Thursday 8 March 2012

Selfish Talking

Selfish talking is a pretty straightforward and recognisable concept. The most basic form is that conversation where two parties are each talking AT each other, where there is no space between each person finishing for the other to have possibly digested what they've said and where each small gap in someone's speech is punctuated by the other starting their side of the conversation. If you're lucky, you might observe both parties repeatedly starting their sentences together until the loudest person wins and the other person sullenly backs down, defeated but at least grateful to have more time to think more about how best to phrase their own incongruous contribution as soon as they find a gap.

So that's the obvious form. Another common and obvious form is the listener who'll let you finish your piece and digest it and listen and such, but whose own contribution will still be subtly about them and nothing to do with you. There are a few tell-tale verbal indicators with this kind of conversational input:

"I know! The same thing happened to me when..." followed by an inappropriate and irrelevant personal anecdote.

"Yeah, it's like the time that..." followed by an inappropriate and irrelevant personal anecdote.

"Well it's just like I was saying when..." followed by an inappropriate and irrelevant personal anecdote.

***

Yeah, there's a bit of a pattern there. It's all about control, and shifting the train tracks of a conversation until it rolls into a station of your choice, from where a person can be the focal point and assert their own dominance. And virtually everyone does it, (needless to add for those who know me) myself included.

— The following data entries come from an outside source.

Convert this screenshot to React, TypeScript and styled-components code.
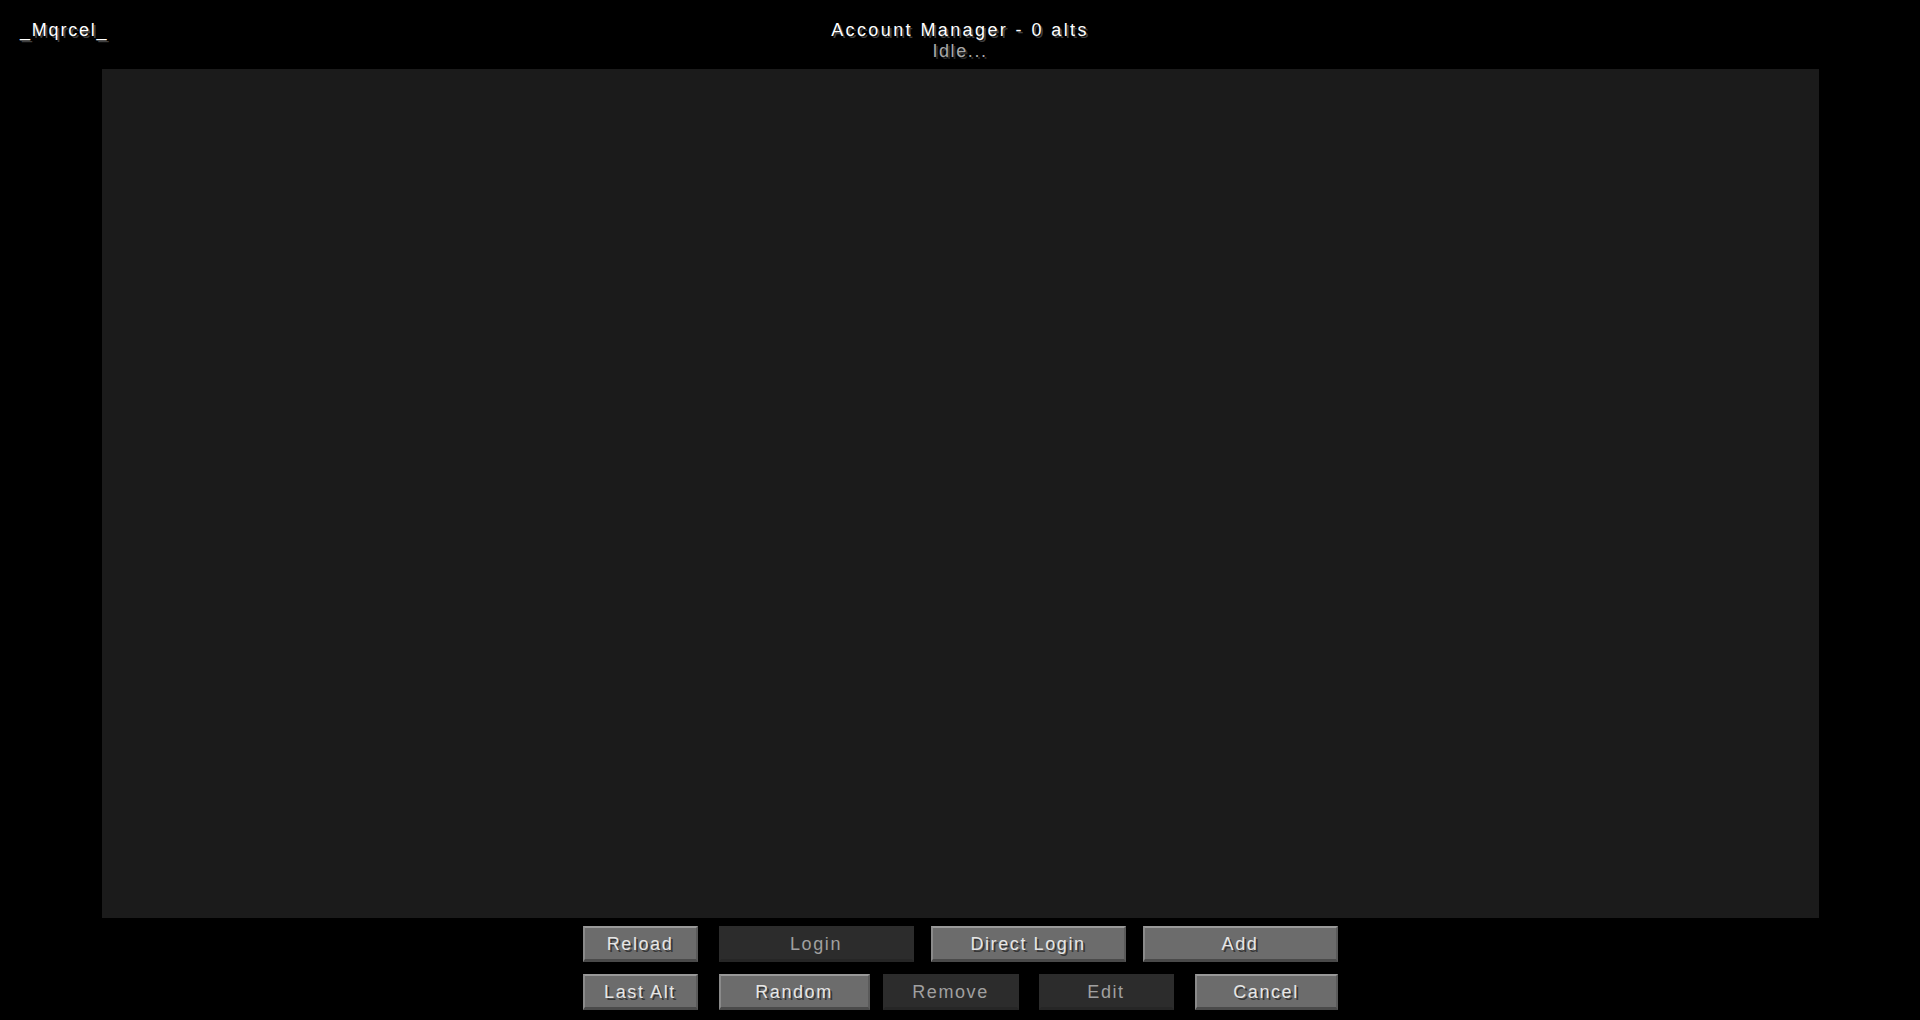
import React from "react";
import styled, {createGlobalStyle} from "styled-components";

const GlobalStyle = createGlobalStyle`
    html, body{
        margin: 0;
        padding: 0;
        background: #000;
    }
    #root{
        height: 1020px;
    }
`;

const Screen = styled.div`
    width: 1920px;
    height: 1020px;
    background: #000;
    display: flex;
    flex-direction: column;
    align-items: center;
    font-family: "Liberation Sans", Arial, sans-serif;
    font-size: 18px;
    letter-spacing: 2px;
    color: #fff;
    overflow: hidden;
`;

const Header = styled.div`
    width: 100%;
    height: 69px;
    display: grid;
    grid-template-columns: 1fr auto 1fr;
    box-sizing: border-box;
    padding: 20px 20px 0;
`;

const Username = styled.div`
    line-height: 20px;
    letter-spacing: 1.8px;
    text-shadow: 2px 2px 0 #3f3f3f;
`;

const TitleBlock = styled.div`
    display: flex;
    flex-direction: column;
    align-items: center;
    line-height: 20px;
    h1{
        font-size: 18px;
        font-weight: normal;
        letter-spacing: 2.4px;
        margin: 0;
        text-shadow: 2px 2px 0 #3f3f3f;
    }
    span{
        color: #a8a8a8;
        margin-top: 1px;
        letter-spacing: 1.6px;
        text-shadow: 2px 2px 0 #2a2a2a;
    }
`;

const AltList = styled.div`
    width: 1717px;
    height: 849px;
    background: #1b1b1b;
    flex-shrink: 0;
`;

const Row = styled.div<{$top: number}>`
    display: flex;
    width: 755px;
    margin-top: ${props => props.$top}px;
`;

const McButton = styled.button<{$w: number; $ml?: number}>`
    width: ${props => props.$w}px;
    height: 36px;
    margin-left: ${props => props.$ml || 0}px;
    padding: 0;
    box-sizing: border-box;
    font-family: inherit;
    font-size: 18px;
    letter-spacing: 1.6px;
    line-height: 1;
    color: #e6e6e6;
    text-shadow: 2px 2px 0 #383838;
    background: #6c6c6c;
    border: none;
    border-top: 2px solid #999;
    border-left: 2px solid #8a8a8a;
    border-right: 2px solid #5a5a5a;
    border-bottom: 3px solid #4a4a4a;
    box-shadow: 0 0 0 1px #000;
    &:disabled{
        background: #2c2c2c;
        color: #a0a0a0;
        text-shadow: none;
        border-color: #2c2c2c;
        border-bottom-color: #262626;
    }
`;

const topButtons = [
    {label: "Reload", w: 115, ml: 0},
    {label: "Login", w: 195, ml: 21, disabled: true},
    {label: "Direct Login", w: 195, ml: 17},
    {label: "Add", w: 195, ml: 17},
];

const bottomButtons = [
    {label: "Last Alt", w: 115, ml: 0},
    {label: "Random", w: 151, ml: 21},
    {label: "Remove", w: 136, ml: 13, disabled: true},
    {label: "Edit", w: 135, ml: 20, disabled: true},
    {label: "Cancel", w: 143, ml: 21},
];

const App = (): JSX.Element => {
    return (
        <>
            <GlobalStyle/>
            <Screen>
                <Header>
                    <Username>_Mqrcel_</Username>
                    <TitleBlock>
                        <h1>Account Manager - 0 alts</h1>
                        <span>Idle...</span>
                    </TitleBlock>
                    <div/>
                </Header>
                <AltList/>
                <Row $top={8}>
                    {topButtons.map(b => (
                        <McButton key={b.label} $w={b.w} $ml={b.ml} disabled={b.disabled}>{b.label}</McButton>
                    ))}
                </Row>
                <Row $top={12}>
                    {bottomButtons.map(b => (
                        <McButton key={b.label} $w={b.w} $ml={b.ml} disabled={b.disabled}>{b.label}</McButton>
                    ))}
                </Row>
            </Screen>
        </>
    );
}

export default App
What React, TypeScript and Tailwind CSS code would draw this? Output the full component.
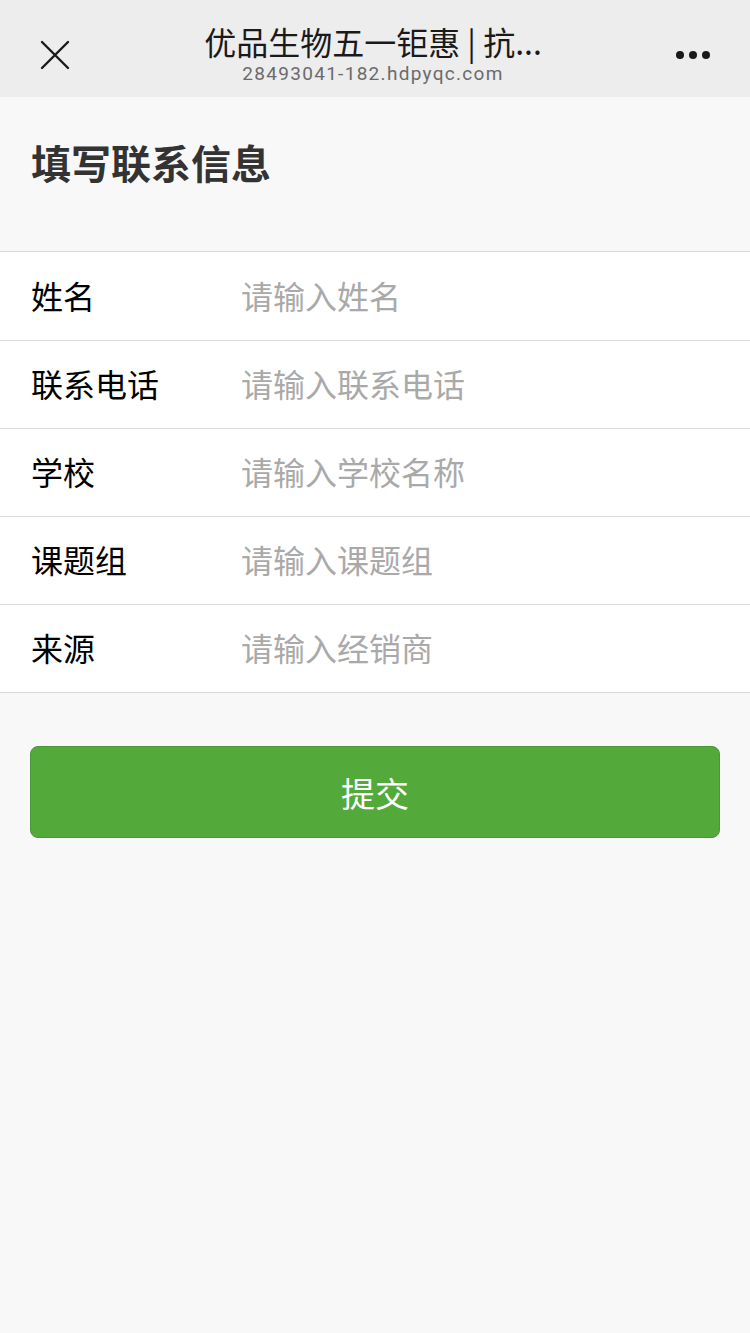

I don't say this to sound profound, because there's nothing profound about what I'm saying, and everyone is already aware of how nearly everyone will, at some point, try and dominate/hijack a conversation. I only mention it because I recently had a wonderful conversation with a genuinely selfless talker and their influence gradually made me less and less selfish until we were both swimming in a sea of ecstatic no-you-go-firsts and wow-that's-interesting-tell-me-mores that glided by with no self-conscious effort on either side. I made a post a while ago about how exhausting small talk is. But it doesn't have to be. Find those people who make it easy and selfless, and treasure them.